Es por ello por lo que, a la hora de constituir este Real Sitio, quizás probando, quizás por pura potra, la administración borbónica inspirada en sus amados enemigos napoleónicos constituyó un municipio que recogía diversas poblaciones para no perder ninguna identidad. La Granja de San Ildefonso, sede del palacio real utilizable, recibió la casa consistorial el 25 de mayo de 1810, aunque no se privó al resto de poblaciones de su identidad. El Real Sitio, por tanto, quedó formado por la citada población más Valsaín, La Pradera de Navalhorno y Riofrío, todo ello confirmado por el decreto de términos municipales de finales de siglo. Y, pasados más de dos siglos, los vecinos siguen viviendo en el Real Sitio de San Ildefonso siendo de La Granja o Valsaín, la Pradera de Navalhorno o Riofrío. Cada lugar conserva sus tradiciones costumbristas y forma parte del todo en una pacífica desidia institucional que deja las identidades para el filósofo comprometido y la vida real para las personas humanas.
Dado que me escaman los conceptos aglutinadores de la realidad, no quisiera pensar que en el fondo de nuestro espíritu subyace cierto federalismo impenitente.

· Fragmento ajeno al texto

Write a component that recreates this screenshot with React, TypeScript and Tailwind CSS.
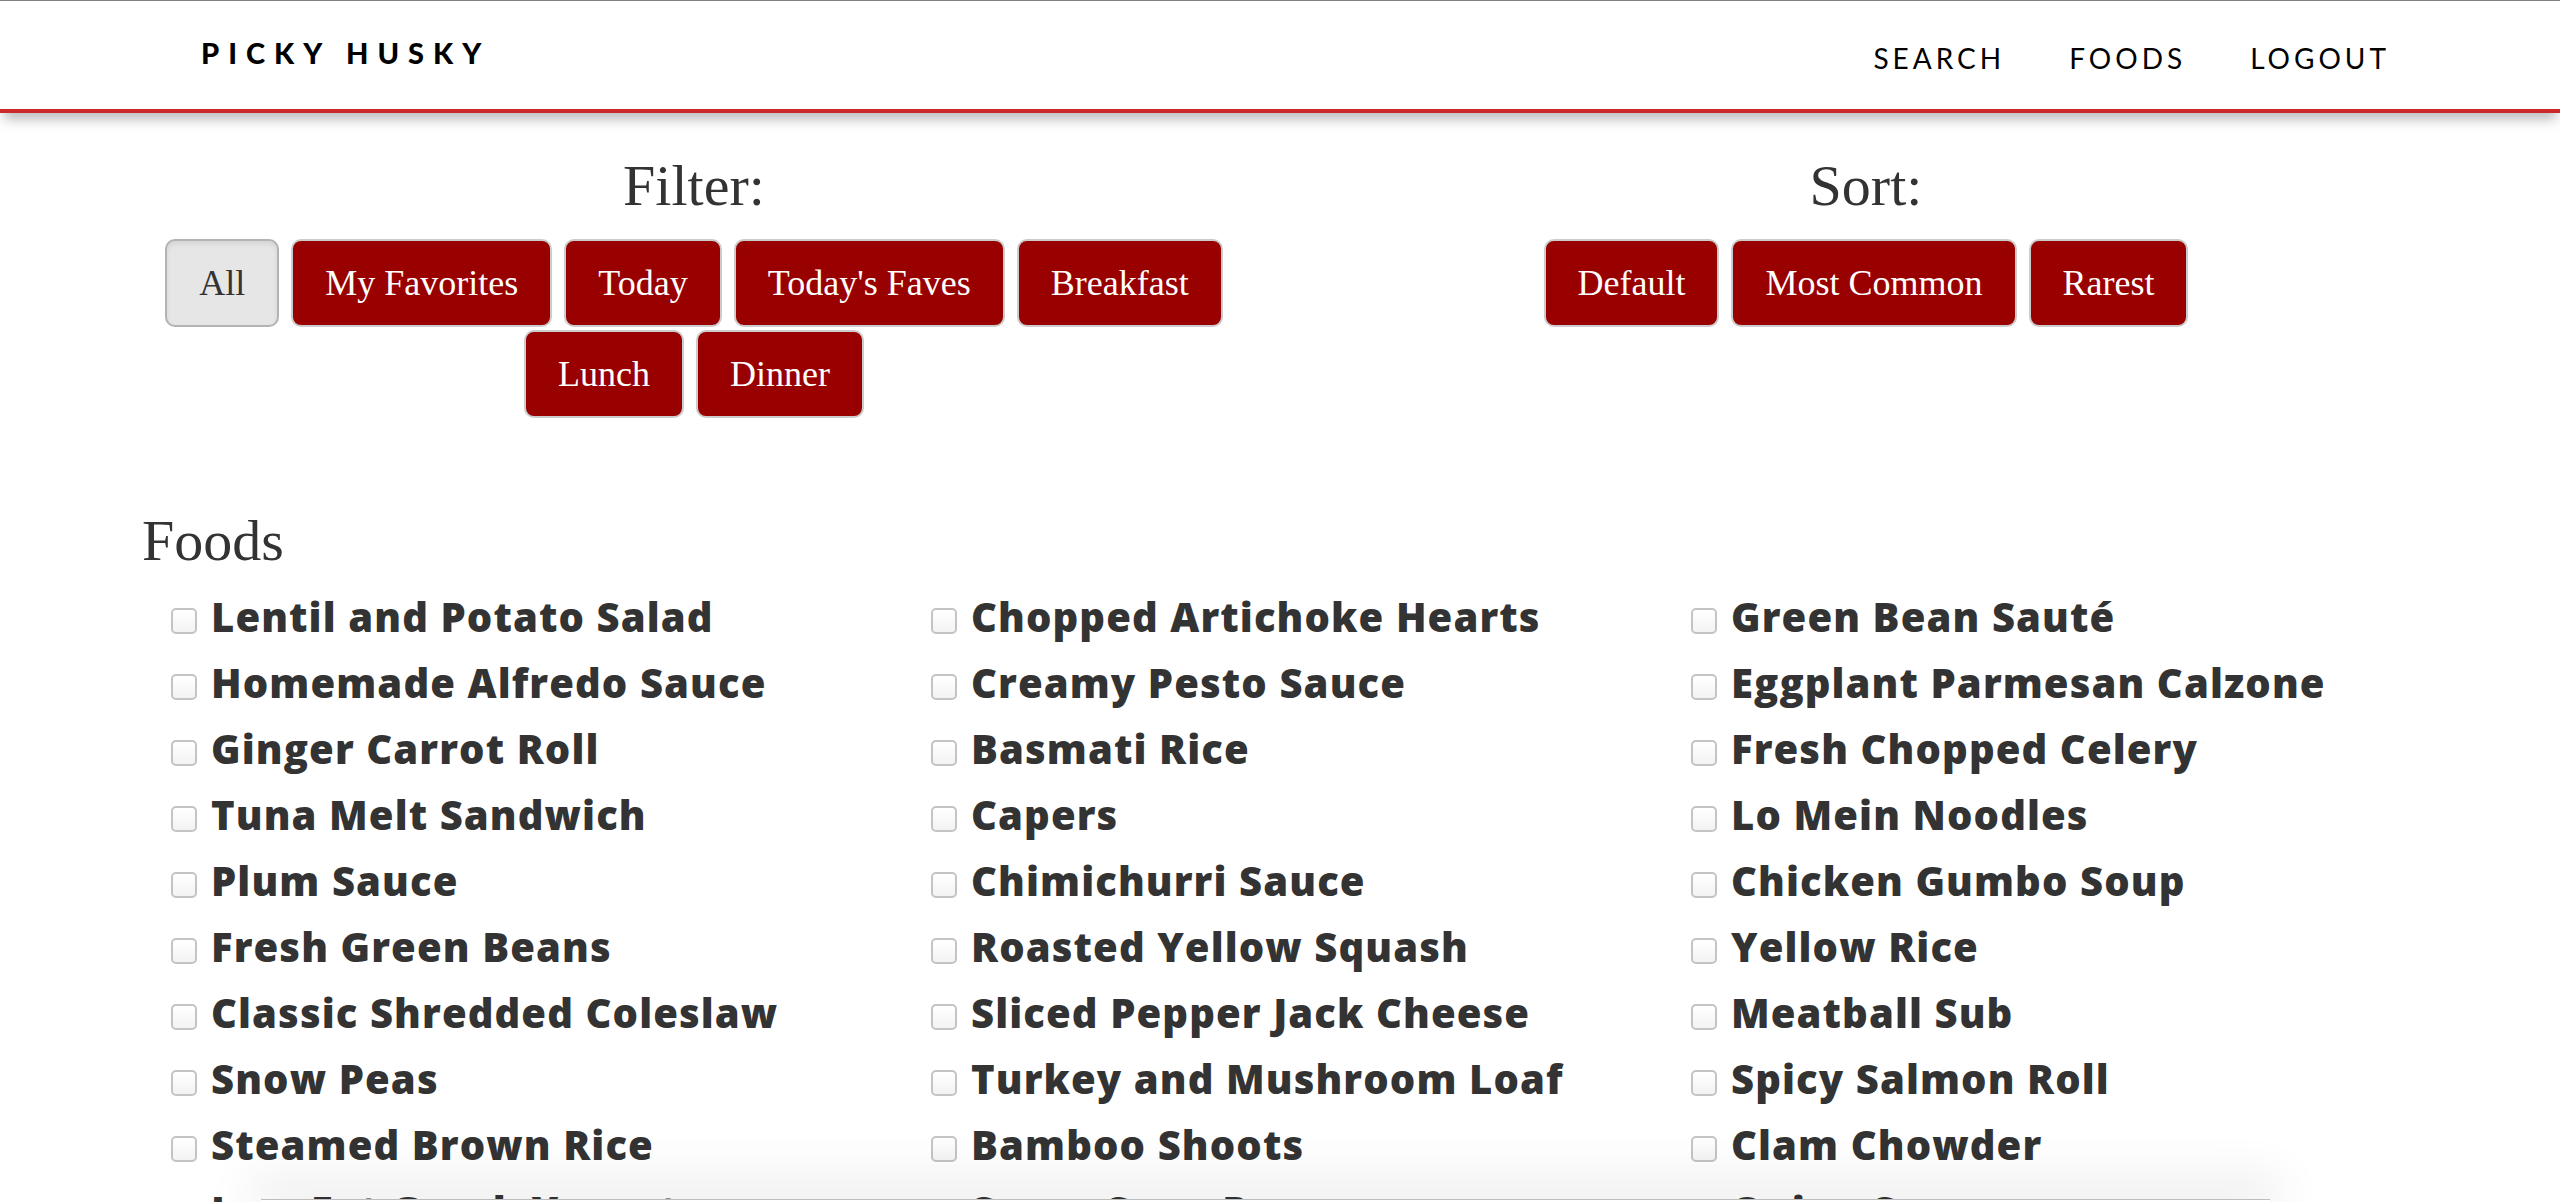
import React from "react";

const filters = ["All", "My Favorites", "Today", "Today's Faves", "Breakfast", "Lunch", "Dinner"];
const sorts = ["Default", "Most Common", "Rarest"];

const columns = [
  [
    "Lentil and Potato Salad",
    "Homemade Alfredo Sauce",
    "Ginger Carrot Roll",
    "Tuna Melt Sandwich",
    "Plum Sauce",
    "Fresh Green Beans",
    "Classic Shredded Coleslaw",
    "Snow Peas",
    "Steamed Brown Rice",
    "Low Fat Greek Yogurt",
  ],
  [
    "Chopped Artichoke Hearts",
    "Creamy Pesto Sauce",
    "Basmati Rice",
    "Capers",
    "Chimichurri Sauce",
    "Roasted Yellow Squash",
    "Sliced Pepper Jack Cheese",
    "Turkey and Mushroom Loaf",
    "Bamboo Shoots",
    "Sugar Snap Peas",
  ],
  [
    "Green Bean Sauté",
    "Eggplant Parmesan Calzone",
    "Fresh Chopped Celery",
    "Lo Mein Noodles",
    "Chicken Gumbo Soup",
    "Yellow Rice",
    "Meatball Sub",
    "Spicy Salmon Roll",
    "Clam Chowder",
    "Onion Soup",
  ],
];

function PillButton({ label, active }: { label: string; active?: boolean }) {
  return (
    <button
      className={
        active
          ? "h-[88px] rounded-[10px] border-2 border-[#b3b3b3] bg-[#e6e6e6] px-[32px] text-[36px] text-[#333] shadow-[inset_0_3px_5px_rgba(0,0,0,0.08)]"
          : "h-[88px] rounded-[10px] border-2 border-[#cccccc] bg-[#990000] px-[32px] text-[36px] text-white"
      }
    >
      {label}
    </button>
  );
}

function FoodItem({ name }: { name: string }) {
  return (
    <div className="h-[66px] whitespace-nowrap leading-[66px]">
      <span className="mr-[14px] inline-block h-[26px] w-[26px] translate-y-[2px] rounded-[5px] border-2 border-[#c4c4c4] bg-gradient-to-b from-white to-[#f3f3f3]" />
      <span className="text-[40px] font-extrabold tracking-[1.1px] text-[#333]">{name}</span>
    </div>
  );
}

export default function App() {
  return (
    <div className="min-h-screen bg-white font-['Liberation_Serif',serif]">
      <header className="relative z-10 h-[113px] border-t border-[#808080] border-b-4 border-b-[#cc2a2a] bg-white shadow-[0_10px_12px_-4px_rgba(0,0,0,0.28)]">
        <div className="flex items-start justify-between pl-[201px] pr-[170px] font-['Lato',sans-serif] text-black">
          <div className="pt-[30px] text-[29px] font-black tracking-[9px]">PICKY HUSKY</div>
          <nav className="flex gap-[64px] pt-[36px] text-[28px] tracking-[4px]">
            <a>SEARCH</a>
            <a>FOODS</a>
            <a>LOGOUT</a>
          </nav>
        </div>
      </header>

      <section className="flex px-[108px] pt-[40px]">
        <div className="flex flex-1 flex-col items-center">
          <h2 className="text-[58px] leading-[66px] text-[#333]">Filter:</h2>
          <div className="mt-[20px] flex max-w-[1100px] flex-wrap justify-center gap-x-[12px] gap-y-[3px]">
            {filters.map((f) => (
              <PillButton key={f} label={f} active={f === "All"} />
            ))}
          </div>
        </div>
        <div className="flex flex-1 flex-col items-center">
          <h2 className="text-[58px] leading-[66px] text-[#333]">Sort:</h2>
          <div className="mt-[20px] flex flex-wrap justify-center gap-x-[12px]">
            {sorts.map((s) => (
              <PillButton key={s} label={s} />
            ))}
          </div>
        </div>
      </section>

      <section className="pl-[142px] pt-[90px]">
        <h2 className="text-[58px] leading-[66px] text-[#333]">Foods</h2>
        <div className="mt-[10px] flex pl-[29px] font-['Open_Sans',sans-serif]">
          {columns.map((col, i) => (
            <div key={i} className="w-[760px]">
              {col.map((name) => (
                <FoodItem key={name} name={name} />
              ))}
            </div>
          ))}
        </div>
      </section>

      <div className="fixed bottom-0 left-[261px] z-20 h-[3px] w-[2009px] border-t border-[#bdbdbd] bg-white shadow-[0_-6px_50px_10px_rgba(0,0,0,0.12)]" />
    </div>
  );
}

Ahora bien, cuanto más acerco la lupa en perspectiva al mapa que la historia ha escrito en este país, más color toma, pudiendo resultar que la mayor de nuestras diatribas se halle no ya en la magistratura principal del estado, sino en esta peculiar necesidad de identificar el todo partiendo de cada una de las partes. Quién sabe si en el federalismo que padecemos en silencio, esté esa solución que nuestra historia conjunta no deja de gritar en sordo e ignorado alarido atemporal.